Once algorithms and data are good, you can often make small changes in routines which improve performance. For instance, you can move some calculations outside of loops or transform nested for loops into non-nested loops. (This should be feasible if you know a 2D array’s width or height in advance.)

Always retest your timing/bottlenecks after making each change. Some changes will increase speed, others may have a negative effect. Sometimes, a small positive effect will be outweighed by the negatives of more complex code, and you may choose to leave out that optimization.

Appendix

Bottleneck math

The proverb “a chain is only as strong as its weakest link” applies directly to performance optimization. If your project is spending 90% of the time in function A, then optimizing A can have a massive effect on performance.

  1. A: 9 ms
  2. Everything else: 1 ms
  3. Total frame time: 10 ms
  1. A: 1 ms
  2. Everything else: 1ms
  3. Total frame time: 2 ms

In this example, improving this bottleneck A by a factor of 9× decreases overall frame time by 5× while increasing frames per second by 5×.

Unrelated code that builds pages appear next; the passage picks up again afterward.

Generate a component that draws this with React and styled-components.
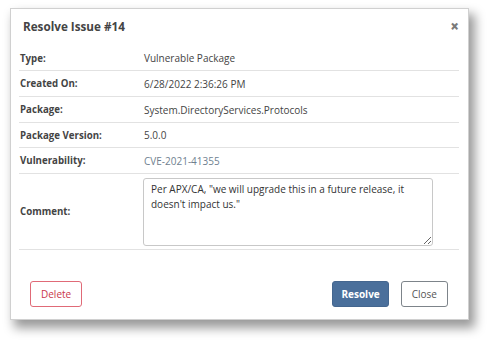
import React from "react";
import styled, { createGlobalStyle } from "styled-components";

const Global = createGlobalStyle`
  html, body { margin: 0; padding: 0; background: #fff; min-height: 100%; }
  body { font-family: "Open Sans", "Noto Sans", sans-serif; color: #333; }
  * { box-sizing: border-box; }
`;

const Page = styled.div`
  padding: 8px 0 24px 10px;
`;

const Dialog = styled.div`
  width: 459px;
  height: 312px;
  background: #fff;
  border: 1px solid #d0d0d0;
  box-shadow: 5px 7px 10px 1px rgba(0, 0, 0, 0.4);
  display: flex;
  flex-direction: column;
`;

const Header = styled.div`
  display: flex;
  align-items: center;
  justify-content: space-between;
  height: 34px;
  padding: 0 9px 0 12px;
`;

const Title = styled.h1`
  margin: 0;
  font-size: 11.7px;
  font-weight: 700;
  color: #444;
`;

const CloseX = styled.span`
  font-size: 15px;
  font-weight: 900;
  color: #7a7a7a;
  line-height: 1;
`;

const Body = styled.div`
  padding: 0 9px 0 8px;
  margin-top: 3px;
`;

const Row = styled.div`
  display: grid;
  grid-template-columns: 124px 1fr;
  align-items: center;
  height: ${(p) => p.h || 26}px;
  border-bottom: 1px solid #e2e2e2;
  padding-left: 1px;
`;

const Label = styled.div`
  font-size: 9.7px;
  font-weight: 700;
  color: #444;
`;

const Value = styled.div`
  font-size: 10px;
  color: ${(p) => (p.link ? "#6f7f8f" : "#444")};
`;

const TextArea = styled.textarea`
  width: 290px;
  height: 68px;
  resize: vertical;
  border: 1px solid #c8c8c8;
  border-radius: 3px;
  padding: 3px 7px;
  font-family: "Open Sans", "Noto Sans", sans-serif;
  font-size: 10px;
  line-height: 15px;
  color: #333;
  margin-left: -1px;
`;

const Footer = styled.div`
  display: flex;
  align-items: center;
  padding: 31px 20px 0 19px;
  gap: 12px;
`;

const Spacer = styled.div`
  flex: 1;
`;

const Button = styled.button`
  height: 26px;
  padding: 0 ${(p) => p.px || 10}px;
  border-radius: 3px;
  font-family: "Open Sans", "Noto Sans", sans-serif;
  font-size: 10px;
  font-weight: ${(p) => (p.variant === "primary" ? 700 : 400)};
  background: ${(p) => (p.variant === "primary" ? "#4a6f9b" : "#fff")};
  color: ${(p) =>
    p.variant === "primary" ? "#fff" : p.variant === "danger" ? "#c9374a" : "#555"};
  border: 1px solid
    ${(p) =>
      p.variant === "primary" ? "#44668f" : p.variant === "danger" ? "#e06a77" : "#7d848a"};
`;

export default function App() {
  return (
    <>
      <Global />
      <Page>
        <Dialog>
          <Header>
            <Title>Resolve Issue #14</Title>
            <CloseX>×</CloseX>
          </Header>
          <Body>
            <Row h={25}>
              <Label>Type:</Label>
              <Value>Vulnerable Package</Value>
            </Row>
            <Row>
              <Label>Created On:</Label>
              <Value>6/28/2022 2:36:26 PM</Value>
            </Row>
            <Row>
              <Label>Package:</Label>
              <Value>System.DirectoryServices.Protocols</Value>
            </Row>
            <Row h={25}>
              <Label>Package Version:</Label>
              <Value>5.0.0</Value>
            </Row>
            <Row>
              <Label>Vulnerability:</Label>
              <Value link>CVE-2021-41355</Value>
            </Row>
            <Row h={76}>
              <Label>Comment:</Label>
              <TextArea
                defaultValue={
                  'Per APX/CA, "we will upgrade this in a future release, it doesn\'t impact us."'
                }
              />
            </Row>
          </Body>
          <Footer>
            <Button variant="danger" px={10}>Delete</Button>
            <Spacer />
            <Button variant="primary" px={8}>Resolve</Button>
            <Button px={10}>Close</Button>
          </Footer>
        </Dialog>
      </Page>
    </>
  );
}
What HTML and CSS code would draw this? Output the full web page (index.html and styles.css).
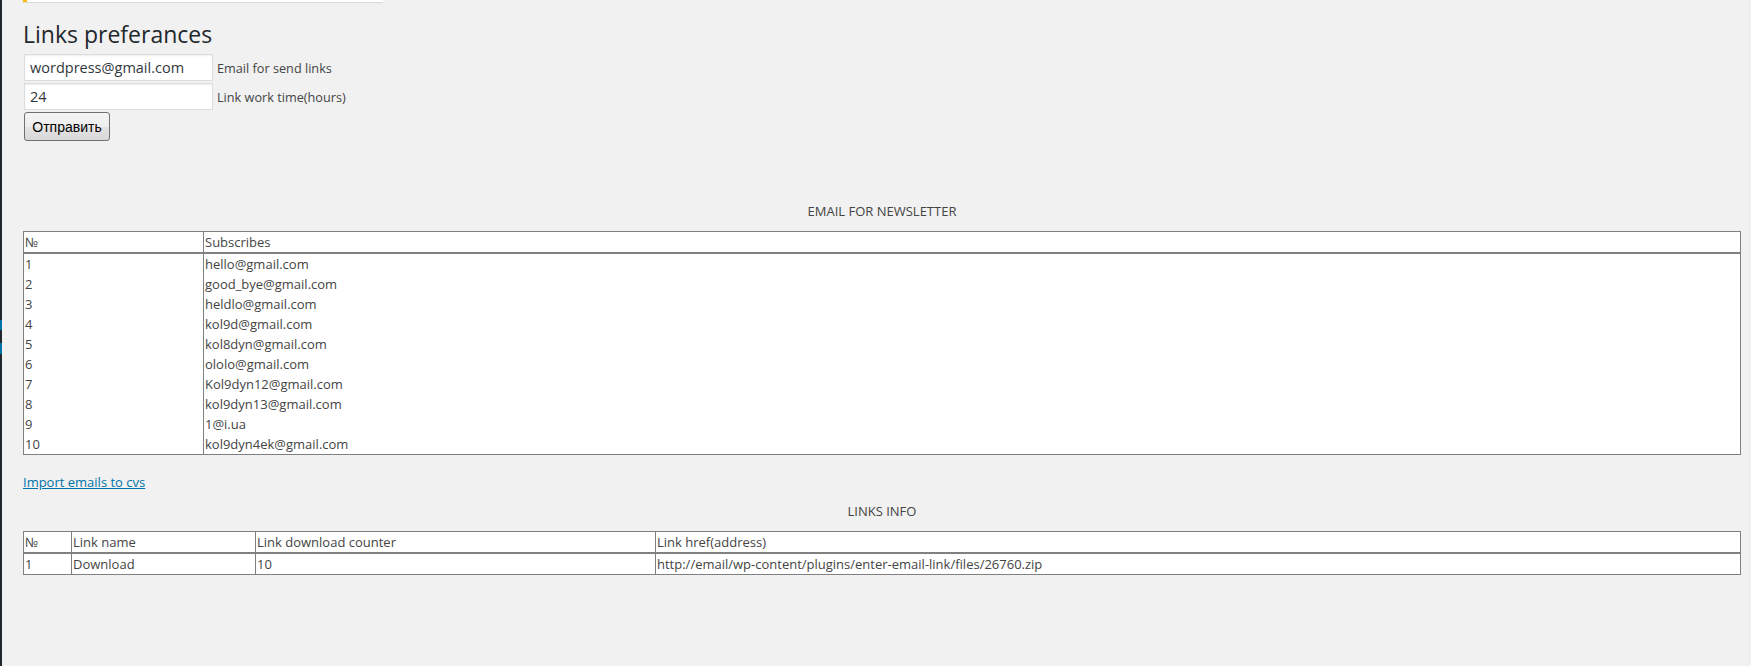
FILE: index.html
```html
<!DOCTYPE html>
<html lang="en">
<head>
    <meta charset="UTF-8">
    <title>Links preferances</title>
    <link rel="stylesheet" href="styles.css">
</head>
<body>
    <div class="layout">
        <div class="admin-edge">
            <span class="edge-mark first"></span>
            <span class="edge-mark second"></span>
        </div>

        <div class="content">
            <div class="notice"></div>

            <div class="wrap">
                <h1>Links preferances</h1>

                <form class="prefs-form" onsubmit="return false;">
                    <div class="form-row">
                        <input type="text" class="field" value="wordpress@gmail.com">
                        <label>Email for send links</label>
                    </div>
                    <div class="form-row">
                        <input type="text" class="field" value="24">
                        <label>Link work time(hours)</label>
                    </div>
                    <button type="submit" class="send-button">Отправить</button>
                </form>

                <!-- Subscribers -->
                <div class="table-title">EMAIL FOR NEWSLETTER</div>
                <table class="data-table subscribers">
                    <thead>
                        <tr>
                            <th class="col-num">№</th>
                            <th>Subscribes</th>
                        </tr>
                    </thead>
                    <tbody>
                        <tr><td>1</td><td>hello@gmail.com</td></tr>
                        <tr><td>2</td><td>good_bye@gmail.com</td></tr>
                        <tr><td>3</td><td>heldlo@gmail.com</td></tr>
                        <tr><td>4</td><td>kol9d@gmail.com</td></tr>
                        <tr><td>5</td><td>kol8dyn@gmail.com</td></tr>
                        <tr><td>6</td><td>ololo@gmail.com</td></tr>
                        <tr><td>7</td><td>Kol9dyn12@gmail.com</td></tr>
                        <tr><td>8</td><td>kol9dyn13@gmail.com</td></tr>
                        <tr><td>9</td><td>1@i.ua</td></tr>
                        <tr><td>10</td><td>kol9dyn4ek@gmail.com</td></tr>
                    </tbody>
                </table>

                <p class="import-link"><a href="#">Import emails to cvs</a></p>

                <!-- Links -->
                <div class="table-title links-title">LINKS INFO</div>
                <table class="data-table links">
                    <thead>
                        <tr>
                            <th class="col-num">№</th>
                            <th class="col-name">Link name</th>
                            <th class="col-counter">Link download counter</th>
                            <th>Link href(address)</th>
                        </tr>
                    </thead>
                    <tbody>
                        <tr>
                            <td>1</td>
                            <td>Download</td>
                            <td>10</td>
                            <td>http://email/wp-content/plugins/enter-email-link/files/26760.zip</td>
                        </tr>
                    </tbody>
                </table>
            </div>
        </div>
    </div>
</body>
</html>
```

FILE: styles.css
```css
body {
    margin: 0;
    padding: 0;
    background-color: #f1f1f1;
    color: #444;
    font-family: "Open Sans", sans-serif;
    font-size: 13px;
    line-height: 20px;
}

.layout {
    display: flex;
    min-height: 100vh;
}

.admin-edge {
    width: 2px;
    flex-shrink: 0;
    display: flex;
    flex-direction: column;
    background-color: #23282d;
}

.edge-mark {
    display: block;
    background-color: #0073aa;
}

.edge-mark.first {
    margin-top: 320px;
    height: 10px;
}

.edge-mark.second {
    margin-top: 13px;
    height: 11px;
}

.content {
    flex: 1;
    padding: 0 10px 0 21px;
}

.notice {
    width: 356px;
    height: 2px;
    background-color: #fff;
    border-left: 4px solid #ffb900;
    box-shadow: 0 1px 1px rgba(0, 0, 0, 0.1);
}

h1 {
    margin: 18px 0 4px;
    font-size: 23px;
    font-weight: 400;
    line-height: 29px;
    color: #23282d;
}

.form-row {
    display: flex;
    align-items: center;
    gap: 3px;
}

.field {
    width: 189px;
    height: 27px;
    margin: 1px;
    padding: 0 5px;
    box-sizing: border-box;
    border: 1px solid #ddd;
    box-shadow: inset 0 1px 2px rgba(0, 0, 0, 0.07);
    background-color: #fff;
    color: #32373c;
    font-family: "Open Sans", sans-serif;
    font-size: 14.5px;
    outline: none;
}

.form-row label {
    color: #444;
    font-size: 12.7px;
}

.send-button {
    display: block;
    width: 86px;
    height: 29px;
    margin: 1px;
    padding: 0;
    border: 1px solid #707070;
    border-radius: 3px;
    background: linear-gradient(#f4f4f4 0%, #eeeeee 50%, #e3e3e3 51%, #d8d8d8 100%);
    color: #000;
    font-family: "Liberation Sans", Arial, sans-serif;
    font-size: 14px;
    cursor: pointer;
}

.table-title {
    margin: 60px 0 10px;
    text-align: center;
    color: #444;
}

.links-title {
    margin-top: 9px;
}

.data-table {
    width: 100%;
    table-layout: fixed;
    border-collapse: separate;
    border-spacing: 0;
    border: 1px solid #808080;
    background-color: #fff;
}

.data-table th,
.data-table td {
    box-sizing: border-box;
    height: 20px;
    padding: 0 1px;
    text-align: left;
    font-weight: 400;
    line-height: 20px;
    color: #444;
    white-space: nowrap;
}

.data-table th {
    height: 22px;
    border-bottom: 2px solid #808080;
}

.data-table th + th,
.data-table td + td {
    border-left: 1px solid #808080;
}

.subscribers .col-num {
    width: 179px;
}

.links .col-num {
    width: 47px;
}

.links .col-name {
    width: 184px;
}

.links .col-counter {
    width: 400px;
}

.import-link {
    margin: 17px 0 0;
}

.import-link a {
    color: #0073aa;
}
```
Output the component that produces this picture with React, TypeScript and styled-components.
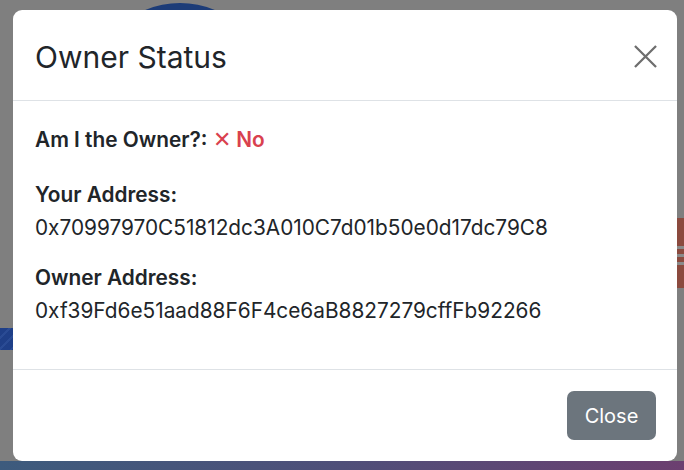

However, if something else is running slowly and also bottlenecking your project, then the same improvement can lead to less dramatic gains:

  1. A: 9 ms
  2. Everything else: 50 ms
  3. Total frame time: 59 ms
  1. A: 1 ms
  2. Everything else: 50 ms
  3. Total frame time: 51 ms

In this example, even though we have hugely optimized function A, the actual gain in terms of frame rate is quite small.

In games, things become even more complicated because the CPU and GPU run independently of one another. Your total frame time is determined by the slower of the two.

  1. CPU: 9 ms
  2. GPU: 50 ms
  3. Total frame time: 50 ms
  1. CPU: 1 ms
  2. GPU: 50 ms
  3. Total frame time: 50 ms

In this example, we optimized the CPU hugely again, but the frame time didn’t improve because we are GPU-bottlenecked.